### Exercise directions
Once the pictures are set aside, transcribe the remaining data exactly.

• • • • • • •

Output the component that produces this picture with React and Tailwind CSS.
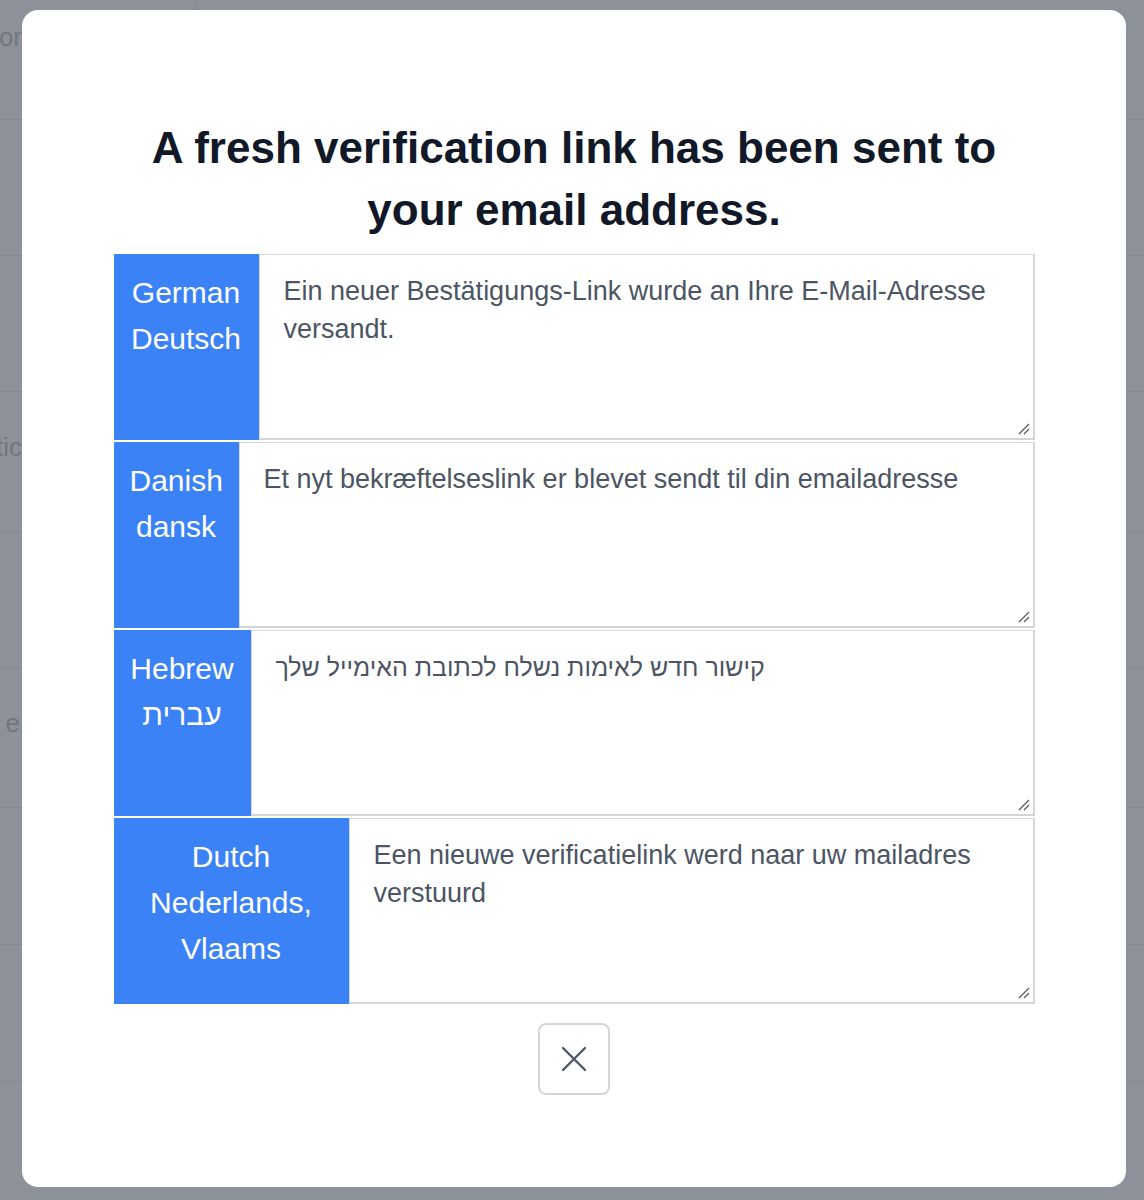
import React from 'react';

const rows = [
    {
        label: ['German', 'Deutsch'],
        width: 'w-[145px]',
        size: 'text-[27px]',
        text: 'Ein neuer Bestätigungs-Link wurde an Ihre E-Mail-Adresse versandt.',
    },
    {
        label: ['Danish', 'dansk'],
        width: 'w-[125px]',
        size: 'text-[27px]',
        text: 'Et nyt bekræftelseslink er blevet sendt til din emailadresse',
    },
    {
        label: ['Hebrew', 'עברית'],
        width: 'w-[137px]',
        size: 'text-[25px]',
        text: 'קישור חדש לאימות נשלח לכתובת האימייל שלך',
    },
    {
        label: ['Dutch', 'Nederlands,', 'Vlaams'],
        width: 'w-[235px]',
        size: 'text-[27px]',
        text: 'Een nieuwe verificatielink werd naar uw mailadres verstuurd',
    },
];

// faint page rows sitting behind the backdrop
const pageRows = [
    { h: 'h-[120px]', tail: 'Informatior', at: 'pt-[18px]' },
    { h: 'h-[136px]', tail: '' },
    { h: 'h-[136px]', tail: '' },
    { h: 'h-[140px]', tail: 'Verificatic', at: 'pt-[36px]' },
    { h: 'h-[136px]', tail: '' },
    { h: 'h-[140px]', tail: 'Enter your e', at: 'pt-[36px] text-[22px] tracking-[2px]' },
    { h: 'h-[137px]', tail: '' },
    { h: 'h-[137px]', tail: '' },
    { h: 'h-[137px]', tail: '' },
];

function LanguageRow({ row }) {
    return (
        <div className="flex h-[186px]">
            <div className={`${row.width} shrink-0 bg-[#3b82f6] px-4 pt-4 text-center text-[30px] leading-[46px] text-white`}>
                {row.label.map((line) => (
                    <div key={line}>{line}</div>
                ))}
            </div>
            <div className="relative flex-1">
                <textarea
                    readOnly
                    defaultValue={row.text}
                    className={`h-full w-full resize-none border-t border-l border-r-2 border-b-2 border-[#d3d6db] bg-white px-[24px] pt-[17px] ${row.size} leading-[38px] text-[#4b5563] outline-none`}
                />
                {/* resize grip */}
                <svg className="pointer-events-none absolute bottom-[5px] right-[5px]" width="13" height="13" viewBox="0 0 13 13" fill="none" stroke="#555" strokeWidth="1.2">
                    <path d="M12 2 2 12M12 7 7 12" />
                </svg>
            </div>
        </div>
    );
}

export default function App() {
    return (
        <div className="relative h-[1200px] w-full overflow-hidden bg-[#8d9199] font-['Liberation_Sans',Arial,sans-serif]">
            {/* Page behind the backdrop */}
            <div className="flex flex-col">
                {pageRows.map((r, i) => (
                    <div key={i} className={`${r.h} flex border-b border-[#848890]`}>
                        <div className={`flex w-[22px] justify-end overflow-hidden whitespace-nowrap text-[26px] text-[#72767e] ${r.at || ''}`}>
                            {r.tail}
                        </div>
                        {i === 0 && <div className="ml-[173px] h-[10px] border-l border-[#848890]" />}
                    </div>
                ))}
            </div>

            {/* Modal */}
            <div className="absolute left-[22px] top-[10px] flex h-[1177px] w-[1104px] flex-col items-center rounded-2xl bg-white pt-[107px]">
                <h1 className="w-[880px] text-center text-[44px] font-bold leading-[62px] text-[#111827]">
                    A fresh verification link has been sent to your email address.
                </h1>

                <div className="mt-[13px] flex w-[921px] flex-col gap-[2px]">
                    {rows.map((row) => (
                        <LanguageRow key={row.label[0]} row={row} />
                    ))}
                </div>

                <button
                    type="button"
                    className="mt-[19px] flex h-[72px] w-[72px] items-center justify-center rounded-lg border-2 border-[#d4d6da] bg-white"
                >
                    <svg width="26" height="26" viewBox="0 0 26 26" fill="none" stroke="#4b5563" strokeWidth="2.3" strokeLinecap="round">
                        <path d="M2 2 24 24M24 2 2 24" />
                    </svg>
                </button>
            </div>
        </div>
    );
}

• • • • • • •

### The solution
Output the component that produces this picture with React and Tailwind CSS.
import React from 'react';

const rows = [
    {
        label: ['German', 'Deutsch'],
        width: 'w-[145px]',
        size: 'text-[27px]',
        text: 'Ein neuer Bestätigungs-Link wurde an Ihre E-Mail-Adresse versandt.',
    },
    {
        label: ['Danish', 'dansk'],
        width: 'w-[125px]',
        size: 'text-[27px]',
        text: 'Et nyt bekræftelseslink er blevet sendt til din emailadresse',
    },
    {
        label: ['Hebrew', 'עברית'],
        width: 'w-[137px]',
        size: 'text-[25px]',
        text: 'קישור חדש לאימות נשלח לכתובת האימייל שלך',
    },
    {
        label: ['Dutch', 'Nederlands,', 'Vlaams'],
        width: 'w-[235px]',
        size: 'text-[27px]',
        text: 'Een nieuwe verificatielink werd naar uw mailadres verstuurd',
    },
];

// faint page rows sitting behind the backdrop
const pageRows = [
    { h: 'h-[120px]', tail: 'Informatior', at: 'pt-[18px]' },
    { h: 'h-[136px]', tail: '' },
    { h: 'h-[136px]', tail: '' },
    { h: 'h-[140px]', tail: 'Verificatic', at: 'pt-[36px]' },
    { h: 'h-[136px]', tail: '' },
    { h: 'h-[140px]', tail: 'Enter your e', at: 'pt-[36px] text-[22px] tracking-[2px]' },
    { h: 'h-[137px]', tail: '' },
    { h: 'h-[137px]', tail: '' },
    { h: 'h-[137px]', tail: '' },
];

function LanguageRow({ row }) {
    return (
        <div className="flex h-[186px]">
            <div className={`${row.width} shrink-0 bg-[#3b82f6] px-4 pt-4 text-center text-[30px] leading-[46px] text-white`}>
                {row.label.map((line) => (
                    <div key={line}>{line}</div>
                ))}
            </div>
            <div className="relative flex-1">
                <textarea
                    readOnly
                    defaultValue={row.text}
                    className={`h-full w-full resize-none border-t border-l border-r-2 border-b-2 border-[#d3d6db] bg-white px-[24px] pt-[17px] ${row.size} leading-[38px] text-[#4b5563] outline-none`}
                />
                {/* resize grip */}
                <svg className="pointer-events-none absolute bottom-[5px] right-[5px]" width="13" height="13" viewBox="0 0 13 13" fill="none" stroke="#555" strokeWidth="1.2">
                    <path d="M12 2 2 12M12 7 7 12" />
                </svg>
            </div>
        </div>
    );
}

export default function App() {
    return (
        <div className="relative h-[1200px] w-full overflow-hidden bg-[#8d9199] font-['Liberation_Sans',Arial,sans-serif]">
            {/* Page behind the backdrop */}
            <div className="flex flex-col">
                {pageRows.map((r, i) => (
                    <div key={i} className={`${r.h} flex border-b border-[#848890]`}>
                        <div className={`flex w-[22px] justify-end overflow-hidden whitespace-nowrap text-[26px] text-[#72767e] ${r.at || ''}`}>
                            {r.tail}
                        </div>
                        {i === 0 && <div className="ml-[173px] h-[10px] border-l border-[#848890]" />}
                    </div>
                ))}
            </div>

            {/* Modal */}
            <div className="absolute left-[22px] top-[10px] flex h-[1177px] w-[1104px] flex-col items-center rounded-2xl bg-white pt-[107px]">
                <h1 className="w-[880px] text-center text-[44px] font-bold leading-[62px] text-[#111827]">
                    A fresh verification link has been sent to your email address.
                </h1>

                <div className="mt-[13px] flex w-[921px] flex-col gap-[2px]">
                    {rows.map((row) => (
                        <LanguageRow key={row.label[0]} row={row} />
                    ))}
                </div>

                <button
                    type="button"
                    className="mt-[19px] flex h-[72px] w-[72px] items-center justify-center rounded-lg border-2 border-[#d4d6da] bg-white"
                >
                    <svg width="26" height="26" viewBox="0 0 26 26" fill="none" stroke="#4b5563" strokeWidth="2.3" strokeLinecap="round">
                        <path d="M2 2 24 24M24 2 2 24" />
                    </svg>
                </button>
            </div>
        </div>
    );
}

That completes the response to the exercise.